When you experience rejection, remember that you’re in brilliant company. The Beatles auditioned for Decca Records in 1962; George Martin declined. RSO Records said no to U2 in 1979. Def Jam signed Lady Gaga and then dropped her before she could put out a debut single.
Back to the Future was vetoed by over forty film studios because it wasn’t sexy enough to compete at the box office (Disney, ironically, turned it down because the weird mother-son time-warp crush was too risqué). Before finding a home on Netflix, the thriller Stranger Things was dismissed by cable executives as a mismatch between the young cast and an older target audience. The possibility of adapting Walter Tevis’ 1983 novel, The Queen’s Gambit, was rejected because chess was judged too boring, despite Heath Ledger’s fervent efforts to make a movie version before his death in 2008. The 2019 miniseries won 11 Emmy Awards.

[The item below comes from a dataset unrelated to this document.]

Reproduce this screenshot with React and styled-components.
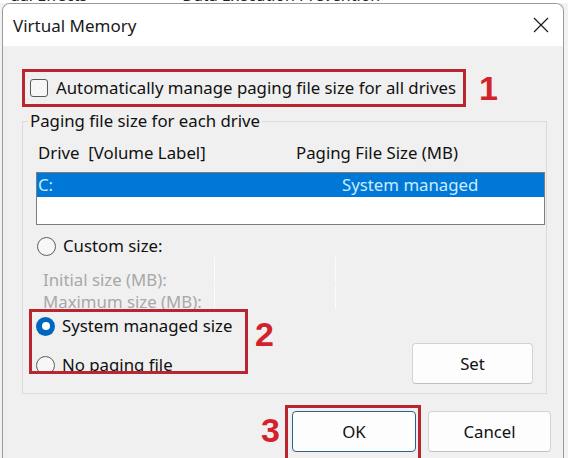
import React from 'react';
import styled, { createGlobalStyle } from 'styled-components';

const GlobalStyle = createGlobalStyle`
  html, body {
    margin: 0;
    padding: 0;
  }
  body {
    background: #ffffff;
    font-family: "Noto Sans", "Open Sans", sans-serif;
    color: #111111;
  }
`;

const Page = styled.div`
  width: 568px;
  height: 458px;
  overflow: hidden;
  background: #f2f2f2;
`;

const BehindStrip = styled.div`
  height: 3px;
  overflow: hidden;
  background: #ffffff;
`;

const BehindText = styled.div`
  display: flex;
  gap: 95px;
  padding-left: 10px;
  margin-top: -15px;
  font-size: 16px;
  line-height: 20px;
  color: #222;
  white-space: nowrap;
`;

const Window = styled.div`
  margin-left: 2px;
  width: 562px;
  height: 470px;
  box-sizing: border-box;
  border: 1px solid #9a9a9a;
  border-bottom: none;
  border-radius: 8px 8px 0 0;
  overflow: hidden;
  background: #f0f0f0;
`;

const TitleBar = styled.div`
  height: 42px;
  background: #ffffff;
  display: flex;
  align-items: center;
  justify-content: space-between;
  padding: 0 14px 0 10px;
`;

const Title = styled.span`
  font-size: 17px;
  color: #1a1a1a;
`;

const Body = styled.div`
  padding: 23px 16px 0 19px;
  font-size: 16.8px;
  line-height: 22px;
`;

const AutoRow = styled.div`
  display: flex;
  align-items: center;
`;

const RedFrame = styled.div`
  position: relative;
  box-sizing: border-box;
  width: ${p => p.$w}px;
  height: ${p => p.$h}px;
  border: 3px solid #b9262f;
  overflow: hidden;
  padding: ${p => p.$pad || '0'};
  display: flex;
  flex-direction: ${p => (p.$column ? 'column' : 'row')};
  align-items: ${p => (p.$column ? 'flex-start' : 'center')};
  gap: ${p => p.$gap || 0}px;
  margin-left: ${p => p.$ml || 0}px;
`;

const Marker = styled.span`
  font-family: "Liberation Sans", Arial, sans-serif;
  font-weight: 700;
  font-size: 34px;
  line-height: 34px;
  color: #d3222b;
  margin-left: ${p => p.$ml || 0}px;
  margin-right: ${p => p.$mr || 0}px;
  margin-top: ${p => p.$mt || 0}px;
`;

const Checkbox = styled.span`
  width: 18px;
  height: 18px;
  box-sizing: border-box;
  border: 1px solid #5a5a5a;
  border-radius: 3px;
  background: #f6f6f6;
  flex-shrink: 0;
`;

const CheckLabel = styled.span`
  margin-left: 8px;
  white-space: nowrap;
  color: #111;
`;

const GroupBox = styled.fieldset`
  margin: 3px 0 0 0;
  width: 525px;
  min-width: 0;
  box-sizing: border-box;
  border: 1px solid #dadada;
  padding: 0 1px 9px 13px;
`;

const Legend = styled.legend`
  padding: 0 2px;
  margin-left: -8px;
  line-height: 22px;
  color: #111;
`;

const Columns = styled.div`
  display: grid;
  grid-template-columns: ${p => p.$first}px 1fr;
  padding-left: ${p => p.$pl || 0}px;
  white-space: nowrap;
`;

const Headers = styled(Columns)`
  margin-top: 10px;
`;

const ListBox = styled.div`
  margin-top: 8px;
  height: 53px;
  box-sizing: border-box;
  border: 1px solid #7d7d7d;
  background: #ffffff;
`;

const SelectedRow = styled(Columns)`
  height: 24px;
  line-height: 24px;
  background: #0078d7;
  color: #c9ecff;
`;

const Option = styled.div`
  display: flex;
  align-items: center;
  gap: 7px;
  height: 22px;
  padding-left: ${p => p.$pl || 0}px;
  margin-top: ${p => p.$mt || 0}px;
  white-space: nowrap;
  color: #111;
`;

const Radio = styled.span`
  width: 19px;
  height: 19px;
  box-sizing: border-box;
  border-radius: 50%;
  flex-shrink: 0;
  border: ${p => (p.$checked ? 'none' : '1px solid #5c5c5c')};
  background: ${p => (p.$checked ? '#0067c0' : '#f7f7f7')};
  display: flex;
  align-items: center;
  justify-content: center;

  &::after {
    content: '';
    display: ${p => (p.$checked ? 'block' : 'none')};
    width: 8px;
    height: 8px;
    border-radius: 50%;
    background: #ffffff;
  }
`;

const DisabledBlock = styled.div`
  height: 52px;
  display: flex;
`;

const DisabledLabels = styled.div`
  width: 178px;
  padding: 12px 0 0 7px;
  box-sizing: border-box;
  color: #a8a8a8;
  white-space: nowrap;
`;

const DisabledFields = styled.div`
  display: flex;
  flex-direction: column;
  gap: 2px;
`;

const DisabledField = styled.div`
  width: 122px;
  height: 27px;
  box-sizing: border-box;
  border-left: 1px solid #fbfbfb;
  border-right: 1px solid #fbfbfb;
`;

const BottomArea = styled.div`
  display: flex;
  align-items: flex-start;
  justify-content: space-between;
`;

const RedGroup = styled.div`
  display: flex;
  align-items: flex-start;
`;

const Button = styled.button`
  width: ${p => p.$w}px;
  height: 41px;
  box-sizing: border-box;
  border: 1px solid ${p => (p.$focused ? '#2f5f8f' : '#d3d3d3')};
  border-bottom-color: ${p => (p.$focused ? '#2f5f8f' : '#c0c0c0')};
  border-radius: 4px;
  background: #fdfdfd;
  font-family: inherit;
  font-size: 16.8px;
  color: #111;
  padding: 0;
  margin-top: ${p => p.$mt || 0}px;
  margin-right: ${p => p.$mr || 0}px;
  margin-left: ${p => p.$ml || 0}px;
`;

const Footer = styled.div`
  display: flex;
  justify-content: flex-end;
  align-items: flex-start;
  margin: 11px -4px 0 0;
`;

const CloseIcon = () => (
  <svg width="16" height="16" viewBox="0 0 16 16" fill="none">
    <path d="M1 1 L15 15 M15 1 L1 15" stroke="#1a1a1a" strokeWidth="1.2" />
  </svg>
);

export default function App() {
  return (
    <Page>
      <GlobalStyle />
      <BehindStrip>
        <BehindText>
          <span>ual Effects</span>
          <span>Data Execution Prevention</span>
        </BehindText>
      </BehindStrip>
      <Window>
        <TitleBar>
          <Title>Virtual Memory</Title>
          <CloseIcon />
        </TitleBar>
        <Body>
          <AutoRow>
            <RedFrame $w={444} $h={38} $pad="0 0 0 5px">
              <Checkbox />
              <CheckLabel>Automatically manage paging file size for all drives</CheckLabel>
            </RedFrame>
            <Marker $ml={13}>1</Marker>
          </AutoRow>

          <GroupBox>
            <Legend>Paging file size for each drive</Legend>
            <Headers $first={258} $pl={2}>
              <span>Drive&nbsp;&nbsp;[Volume Label]</span>
              <span>Paging File Size (MB)</span>
            </Headers>
            <ListBox>
              <SelectedRow $first={304} $pl={1}>
                <span>C:</span>
                <span>System managed</span>
              </SelectedRow>
            </ListBox>

            <Option $pl={1} $mt={10}>
              <Radio />
              <span>Custom size:</span>
            </Option>

            <DisabledBlock>
              <DisabledLabels>
                <div>Initial size (MB):</div>
                <div>Maximum size (MB):</div>
              </DisabledLabels>
              <DisabledFields>
                <DisabledField />
                <DisabledField />
              </DisabledFields>
            </DisabledBlock>

            <BottomArea>
              <RedGroup>
                <RedFrame $w={219} $h={65} $pad="3px 0 0 4px" $column $gap={17} $ml={-7}>
                  <Option>
                    <Radio $checked />
                    <span>System managed size</span>
                  </Option>
                  <Option>
                    <Radio />
                    <span>No paging file</span>
                  </Option>
                </RedFrame>
                <Marker $ml={7} $mt={8}>2</Marker>
              </RedGroup>
              <Button $w={121} $mt={34} $mr={12}>Set</Button>
            </BottomArea>
          </GroupBox>

          <Footer>
            <Marker $mr={5} $mt={8}>3</Marker>
            <RedFrame $w={136} $h={60} $pad="3px 0 0 4px" $column>
              <Button $w={124} $focused>OK</Button>
            </RedFrame>
            <Button $w={123} $mt={6} $ml={7}>Cancel</Button>
          </Footer>
        </Body>
      </Window>
    </Page>
  );
}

Even the greats get rejected. To protect yourself from those inevitable lows, stockpile your positive feedback. I have an instinctual resistance to feel-good advice, so understand that the first time someone suggested this to me, I rolled my eyes, picturing a cheesy, tasseled, leather-cover journal.
I was wrong to judge. For better or worse, we live in a world of metrics; take advantage of that feedback. If you have a blank, tasseled, leather-cover journal, and a calligraphy pen with fresh ink, and those are the materials that make you happy, go for it. If you want to open a Word document titled “NotALoser.docx,” that functions as a copy-and-paste repository from emails, that works too. My system? A bulletin board of push-pinned notes within view of my desk.

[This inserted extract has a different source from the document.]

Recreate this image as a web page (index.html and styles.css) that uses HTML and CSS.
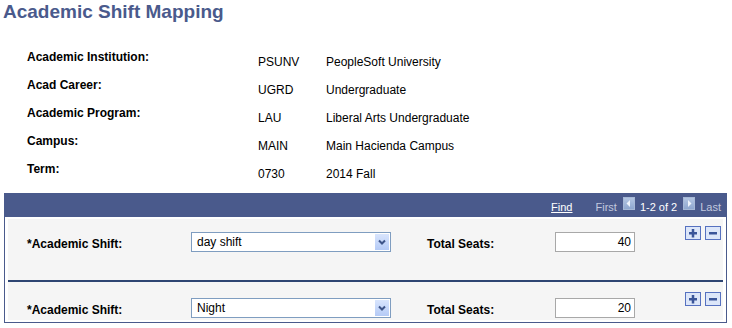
FILE: index.html
```html
<!DOCTYPE html>
<html lang="en">
<head>
  <meta charset="UTF-8" />
  <title>Academic Shift Mapping</title>
  <link rel="stylesheet" href="styles.css">
</head>
<body>
<h1 class="page-title">Academic Shift Mapping</h1>

<div class="summary">
  <div class="lbl">Academic Institution:</div><div class="val">PSUNV</div><div class="val">PeopleSoft University</div>
  <div class="lbl">Acad Career:</div><div class="val">UGRD</div><div class="val">Undergraduate</div>
  <div class="lbl">Academic Program:</div><div class="val">LAU</div><div class="val">Liberal Arts Undergraduate</div>
  <div class="lbl">Campus:</div><div class="val">MAIN</div><div class="val">Main Hacienda Campus</div>
  <div class="lbl">Term:</div><div class="val">0730</div><div class="val">2014 Fall</div>
</div>

<div class="grid-box">
  <div class="grid-head">
    <a class="find" href="#">Find</a>
    <span class="nav-off">First</span>
    <span class="nav-btn">
      <svg width="10" height="11" viewBox="0 0 10 11"><polygon points="6,2 6,9 2.5,5.5" fill="#eef3fb"/></svg>
    </span>
    <span class="count">1-2 of 2</span>
    <span class="nav-btn">
      <svg width="10" height="11" viewBox="0 0 10 11"><polygon points="4,2 4,9 7.5,5.5" fill="#eef3fb"/></svg>
    </span>
    <span class="nav-off">Last</span>
  </div>

  <div class="rows">
    <div class="row row-first">
      <div class="lbl row-lbl">*Academic Shift:</div>
      <div class="select">
        <span class="select-text">day shift</span>
        <span class="drop">
          <svg width="14" height="16" viewBox="0 0 14 16"><polyline points="4,6.5 7,9.5 10,6.5" fill="none" stroke="#3d5488" stroke-width="2"/></svg>
        </span>
      </div>
      <div class="lbl row-lbl">Total Seats:</div>
      <input class="num" type="text" value="40">
      <div class="row-btns">
        <span class="rbtn"><svg width="14" height="12" viewBox="0 0 14 12"><rect x="3" y="5" width="8" height="2.5" fill="#3a5599"/><rect x="5.75" y="2" width="2.5" height="8.5" fill="#3a5599"/></svg></span>
        <span class="rbtn"><svg width="14" height="12" viewBox="0 0 14 12"><rect x="3" y="5" width="8" height="2.5" fill="#3a5599"/></svg></span>
      </div>
    </div>

    <div class="row row-next">
      <div class="lbl row-lbl">*Academic Shift:</div>
      <div class="select">
        <span class="select-text">Night</span>
        <span class="drop">
          <svg width="14" height="16" viewBox="0 0 14 16"><polyline points="4,6.5 7,9.5 10,6.5" fill="none" stroke="#3d5488" stroke-width="2"/></svg>
        </span>
      </div>
      <div class="lbl row-lbl">Total Seats:</div>
      <input class="num" type="text" value="20">
      <div class="row-btns">
        <span class="rbtn"><svg width="14" height="12" viewBox="0 0 14 12"><rect x="3" y="5" width="8" height="2.5" fill="#3a5599"/><rect x="5.75" y="2" width="2.5" height="8.5" fill="#3a5599"/></svg></span>
        <span class="rbtn"><svg width="14" height="12" viewBox="0 0 14 12"><rect x="3" y="5" width="8" height="2.5" fill="#3a5599"/></svg></span>
      </div>
    </div>
  </div>
</div>
</body>
</html>
```

FILE: styles.css
```css
:root {
  --title-color: #4a5a8c;
  --band-color: #4a5a8c;
  --row-bg: #f5f5f5;
  --rule-color: #2e4572;
  --text-color: #000;
}

body {
  margin: 0;
  font-family: "Liberation Sans", Arial, sans-serif;
  font-size: 12px;
  line-height: 14px;
  color: var(--text-color);
  background: #fff;
}

.page-title {
  margin: 1px 0 0 3px;
  font-size: 19px;
  line-height: 22px;
  font-weight: bold;
  color: var(--title-color);
}

.summary {
  display: grid;
  grid-template-columns: 231px 68px auto;
  grid-auto-rows: 28px;
  margin: 27px 0 0 27px;
}

.lbl {
  font-weight: bold;
}

.val {
  padding-top: 5px;
}

.grid-box {
  width: 723px;
  box-sizing: border-box;
  margin: 3px 0 0 4px;
  border: 1px solid var(--band-color);
}

.grid-head {
  height: 23px;
  box-sizing: border-box;
  padding: 6px 5px 0 0;
  background: var(--band-color);
  display: flex;
  justify-content: flex-end;
  align-items: flex-start;
  font-size: 11px;
  line-height: 14px;
  color: #fff;
}

.find {
  color: #fff;
  text-decoration: underline;
  margin-right: 23px;
}

.nav-off {
  color: #c2c9df;
}

.nav-btn {
  width: 12px;
  height: 13px;
  margin: -3px 5px 0 6px;
  box-sizing: border-box;
  border: 1px solid #a6b8d6;
  background: linear-gradient(#b3c5e2, #8ea7cf);
  display: flex;
  align-items: center;
  justify-content: center;
}

.rows {
  padding: 2px 3px;
}

.row {
  display: grid;
  grid-template-columns: 164px 200px 36px 128px 80px 1fr;
  align-items: start;
  padding-left: 19px;
  padding-right: 2px;
  background: var(--row-bg);
}

.row-first {
  padding-top: 7px;
  padding-bottom: 28px;
}

.row-next {
  border-top: 2px solid var(--rule-color);
  padding-top: 10px;
  padding-bottom: 2px;
}

.row-lbl {
  margin-top: 11px;
}

.row .select {
  grid-column: 2;
}

.row .row-lbl + .select + .row-lbl {
  grid-column: 4;
}

.select {
  margin-top: 6px;
  height: 20px;
  box-sizing: border-box;
  border: 1px solid #7f9dc0;
  background: #fff;
  display: flex;
  align-items: flex-start;
  padding: 0 1px 0 0;
}

.select-text {
  flex: 1;
  padding-left: 5px;
  line-height: 18px;
}

.drop {
  width: 14px;
  height: 16px;
  margin-top: 1px;
  background: linear-gradient(#d9e5fd, #b4caf6);
  display: flex;
}

.num {
  margin: 6px 0 0 0;
  width: 80px;
  height: 20px;
  box-sizing: border-box;
  border: 1px solid #a8a8a8;
  padding: 0 3px 0 0;
  font: inherit;
  line-height: 18px;
  text-align: right;
  background: #fff;
  color: #000;
}

.row-btns {
  justify-self: end;
  display: flex;
  gap: 4px;
}

.rbtn {
  width: 16px;
  height: 14px;
  box-sizing: border-box;
  border: 1px solid #5671c0;
  background: #dce6f9;
  display: flex;
}
```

The point is that when you receive praise from a supervisor, a colleague, or a client, save that language and make it easily accessible. Sometimes, the world will trumpet your weaknesses. In those moments, there is nothing wrong with reminding yourself of your strengths.
I suppose I could just say, “Shrug off rejection! Always keep going!” That’s a solid survival technique that won’t help you thrive. Sometimes a solid round of hearing “No,” in sales or in writing or in life, is a sign that some aspect of your approach needs revising. Sometimes the headache can’t be cured by Tylenol alone. When I have a poem or an essay or a book proposal that’s been rejected multiple times, I must weigh where my resources should be invested. Is it time to submit again? Or is it time to revise? That’s where my trusted readers come in.
At Maestro Group, we emphasize not being afraid to analyze the deals that don’t work out, whether through the specific lens of game theory or something more conversational. Improvement doesn’t happen in a vacuum. Figure out who your trusted people are. Ideally, they are a mix of coworkers and people outside the conventions of your company. Find the real talk about what is and isn’t working with your pitch and, when you find it, listen.
Every award season delivers a new constellation of winners in the literary world. Some years I’ve been among them; most years I have not. Any envy is softened by the knowledge that what matters most is not how writers act when they win, but how they react when they lose. Rejection hasn’t worn me down. Weirdly, rejections are what give me the confidence that a sixth book will sell, and a seventh, as long as I keep putting in work on the page. Talent is valuable but, without resilience, talent is merely a shooting star that soon fades from sight.